BEGIN COLLECTED DATA
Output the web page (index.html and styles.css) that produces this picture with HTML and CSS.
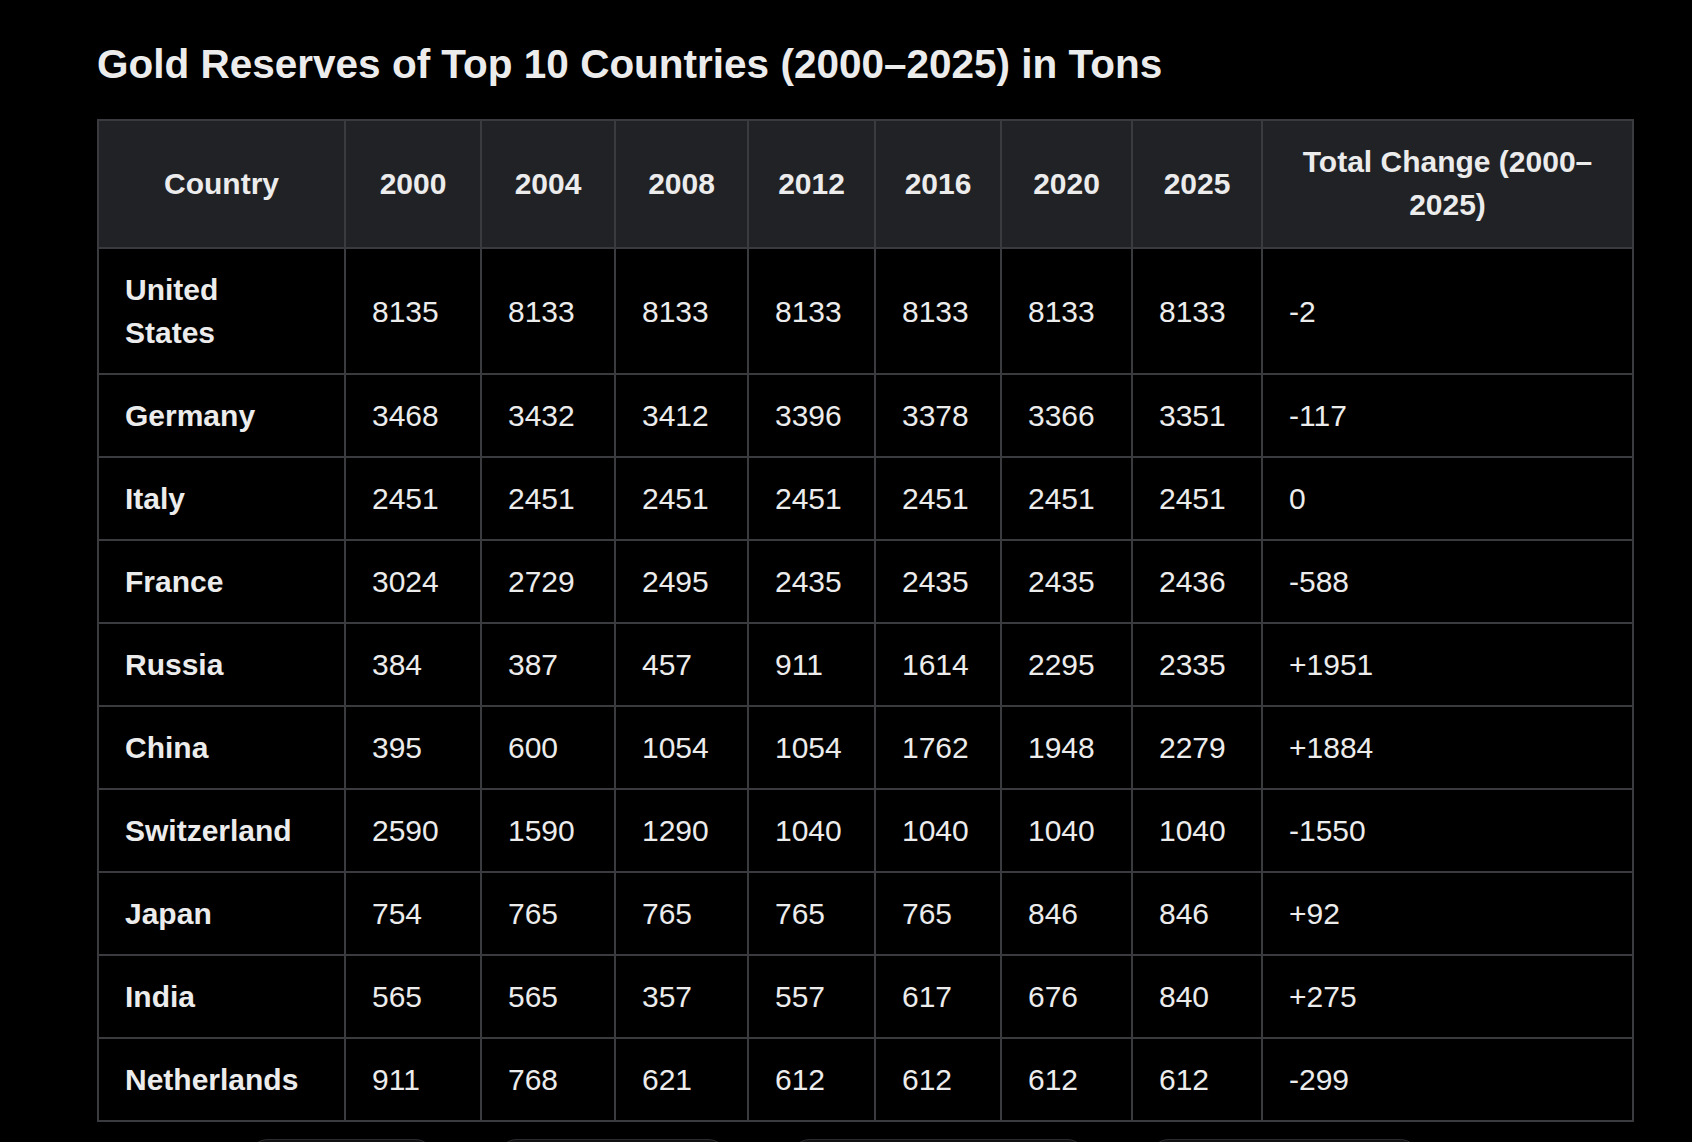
FILE: index.html
```html
<!DOCTYPE html>
<html lang="en">
<head>
<meta charset="utf-8">
<title>Gold Reserves</title>
<link rel="stylesheet" href="styles.css">
</head>
<body>
<main class="page">
  <h2 class="title">Gold Reserves of Top 10 Countries (2000–2025) in Tons</h2>
  <table class="data">
    <colgroup>
      <col class="c-country">
      <col class="c-2000">
      <col class="c-2004">
      <col class="c-2008">
      <col class="c-2012">
      <col class="c-2016">
      <col class="c-2020">
      <col class="c-2025">
      <col class="c-total">
    </colgroup>
    <thead>
      <tr>
        <th>Country</th><th>2000</th><th>2004</th><th>2008</th><th>2012</th><th>2016</th><th>2020</th><th>2025</th><th>Total Change (2000–2025)</th>
      </tr>
    </thead>
    <tbody>
      <tr><td class="name">United States</td><td>8135</td><td>8133</td><td>8133</td><td>8133</td><td>8133</td><td>8133</td><td>8133</td><td>-2</td></tr>
      <tr><td class="name">Germany</td><td>3468</td><td>3432</td><td>3412</td><td>3396</td><td>3378</td><td>3366</td><td>3351</td><td>-117</td></tr>
      <tr><td class="name">Italy</td><td>2451</td><td>2451</td><td>2451</td><td>2451</td><td>2451</td><td>2451</td><td>2451</td><td>0</td></tr>
      <tr><td class="name">France</td><td>3024</td><td>2729</td><td>2495</td><td>2435</td><td>2435</td><td>2435</td><td>2436</td><td>-588</td></tr>
      <tr><td class="name">Russia</td><td>384</td><td>387</td><td>457</td><td>911</td><td>1614</td><td>2295</td><td>2335</td><td>+1951</td></tr>
      <tr><td class="name">China</td><td>395</td><td>600</td><td>1054</td><td>1054</td><td>1762</td><td>1948</td><td>2279</td><td>+1884</td></tr>
      <tr><td class="name">Switzerland</td><td>2590</td><td>1590</td><td>1290</td><td>1040</td><td>1040</td><td>1040</td><td>1040</td><td>-1550</td></tr>
      <tr><td class="name">Japan</td><td>754</td><td>765</td><td>765</td><td>765</td><td>765</td><td>846</td><td>846</td><td>+92</td></tr>
      <tr><td class="name">India</td><td>565</td><td>565</td><td>357</td><td>557</td><td>617</td><td>676</td><td>840</td><td>+275</td></tr>
      <tr><td class="name">Netherlands</td><td>911</td><td>768</td><td>621</td><td>612</td><td>612</td><td>612</td><td>612</td><td>-299</td></tr>
    </tbody>
  </table>
  <div class="chips">
    <span class="chip chip-a"></span>
    <span class="chip chip-b"></span>
    <span class="chip chip-c"></span>
    <span class="chip chip-d"></span>
  </div>
</main>
</body>
</html>
```

FILE: styles.css
```css
html, body {
  margin: 0;
  padding: 0;
  background: #000;
  height: 100%;
  overflow: hidden;
}

.page {
  height: 1142px;
  overflow: hidden;
  padding: 0 0 0 97px;
  box-sizing: border-box;
  font-family: "Liberation Sans", Arial, sans-serif;
  color: #ececec;
}

.title {
  margin: 0;
  padding-top: 40px;
  font-size: 40.5px;
  line-height: 48px;
  font-weight: 700;
  color: #ececec;
  height: 119px;
  box-sizing: border-box;
}

.data {
  width: 1535px;
  table-layout: fixed;
  border-collapse: collapse;
  border: 2px solid #3a3b3f;
  font-size: 30px;
  line-height: 43px;
}

.c-country { width: 247px; }
.c-2000 { width: 136px; }
.c-2004 { width: 134px; }
.c-2008 { width: 133px; }
.c-2012 { width: 127px; }
.c-2016 { width: 126px; }
.c-2020 { width: 131px; }
.c-2025 { width: 130px; }
.c-total { width: 371px; }

.data th,
.data td {
  border: 2px solid #3a3b3f;
  padding: 19px 26px;
  vertical-align: middle;
}

.data th {
  background: #212226;
  font-weight: 700;
  text-align: center;
  color: #ececec;
  padding: 19px 28px 21px;
}

.data td {
  text-align: left;
  font-weight: 400;
  color: #ececec;
}

.data td.name {
  font-weight: 700;
  padding-right: 32px;
}

.chips {
  display: flex;
  gap: 62px;
  padding-left: 151px;
  margin-top: 17px;
}

.chip {
  display: block;
  height: 40px;
  border-radius: 20px;
  background: #111113;
  border: 1px solid #2a2b2f;
}

.chip-a { width: 185px; }
.chip-b { width: 229px; }
.chip-c { width: 295px; }
.chip-d { width: 269px; }
```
END COLLECTED DATA
EXERCISE - Quote the data above in full and without alteration; skip the pictures.

TASK RESPONSE -
Output the web page (index.html and styles.css) that produces this picture with HTML and CSS.
FILE: index.html
```html
<!DOCTYPE html>
<html lang="en">
<head>
<meta charset="utf-8">
<title>Gold Reserves</title>
<link rel="stylesheet" href="styles.css">
</head>
<body>
<main class="page">
  <h2 class="title">Gold Reserves of Top 10 Countries (2000–2025) in Tons</h2>
  <table class="data">
    <colgroup>
      <col class="c-country">
      <col class="c-2000">
      <col class="c-2004">
      <col class="c-2008">
      <col class="c-2012">
      <col class="c-2016">
      <col class="c-2020">
      <col class="c-2025">
      <col class="c-total">
    </colgroup>
    <thead>
      <tr>
        <th>Country</th><th>2000</th><th>2004</th><th>2008</th><th>2012</th><th>2016</th><th>2020</th><th>2025</th><th>Total Change (2000–2025)</th>
      </tr>
    </thead>
    <tbody>
      <tr><td class="name">United States</td><td>8135</td><td>8133</td><td>8133</td><td>8133</td><td>8133</td><td>8133</td><td>8133</td><td>-2</td></tr>
      <tr><td class="name">Germany</td><td>3468</td><td>3432</td><td>3412</td><td>3396</td><td>3378</td><td>3366</td><td>3351</td><td>-117</td></tr>
      <tr><td class="name">Italy</td><td>2451</td><td>2451</td><td>2451</td><td>2451</td><td>2451</td><td>2451</td><td>2451</td><td>0</td></tr>
      <tr><td class="name">France</td><td>3024</td><td>2729</td><td>2495</td><td>2435</td><td>2435</td><td>2435</td><td>2436</td><td>-588</td></tr>
      <tr><td class="name">Russia</td><td>384</td><td>387</td><td>457</td><td>911</td><td>1614</td><td>2295</td><td>2335</td><td>+1951</td></tr>
      <tr><td class="name">China</td><td>395</td><td>600</td><td>1054</td><td>1054</td><td>1762</td><td>1948</td><td>2279</td><td>+1884</td></tr>
      <tr><td class="name">Switzerland</td><td>2590</td><td>1590</td><td>1290</td><td>1040</td><td>1040</td><td>1040</td><td>1040</td><td>-1550</td></tr>
      <tr><td class="name">Japan</td><td>754</td><td>765</td><td>765</td><td>765</td><td>765</td><td>846</td><td>846</td><td>+92</td></tr>
      <tr><td class="name">India</td><td>565</td><td>565</td><td>357</td><td>557</td><td>617</td><td>676</td><td>840</td><td>+275</td></tr>
      <tr><td class="name">Netherlands</td><td>911</td><td>768</td><td>621</td><td>612</td><td>612</td><td>612</td><td>612</td><td>-299</td></tr>
    </tbody>
  </table>
  <div class="chips">
    <span class="chip chip-a"></span>
    <span class="chip chip-b"></span>
    <span class="chip chip-c"></span>
    <span class="chip chip-d"></span>
  </div>
</main>
</body>
</html>
```

FILE: styles.css
```css
html, body {
  margin: 0;
  padding: 0;
  background: #000;
  height: 100%;
  overflow: hidden;
}

.page {
  height: 1142px;
  overflow: hidden;
  padding: 0 0 0 97px;
  box-sizing: border-box;
  font-family: "Liberation Sans", Arial, sans-serif;
  color: #ececec;
}

.title {
  margin: 0;
  padding-top: 40px;
  font-size: 40.5px;
  line-height: 48px;
  font-weight: 700;
  color: #ececec;
  height: 119px;
  box-sizing: border-box;
}

.data {
  width: 1535px;
  table-layout: fixed;
  border-collapse: collapse;
  border: 2px solid #3a3b3f;
  font-size: 30px;
  line-height: 43px;
}

.c-country { width: 247px; }
.c-2000 { width: 136px; }
.c-2004 { width: 134px; }
.c-2008 { width: 133px; }
.c-2012 { width: 127px; }
.c-2016 { width: 126px; }
.c-2020 { width: 131px; }
.c-2025 { width: 130px; }
.c-total { width: 371px; }

.data th,
.data td {
  border: 2px solid #3a3b3f;
  padding: 19px 26px;
  vertical-align: middle;
}

.data th {
  background: #212226;
  font-weight: 700;
  text-align: center;
  color: #ececec;
  padding: 19px 28px 21px;
}

.data td {
  text-align: left;
  font-weight: 400;
  color: #ececec;
}

.data td.name {
  font-weight: 700;
  padding-right: 32px;
}

.chips {
  display: flex;
  gap: 62px;
  padding-left: 151px;
  margin-top: 17px;
}

.chip {
  display: block;
  height: 40px;
  border-radius: 20px;
  background: #111113;
  border: 1px solid #2a2b2f;
}

.chip-a { width: 185px; }
.chip-b { width: 229px; }
.chip-c { width: 295px; }
.chip-d { width: 269px; }
```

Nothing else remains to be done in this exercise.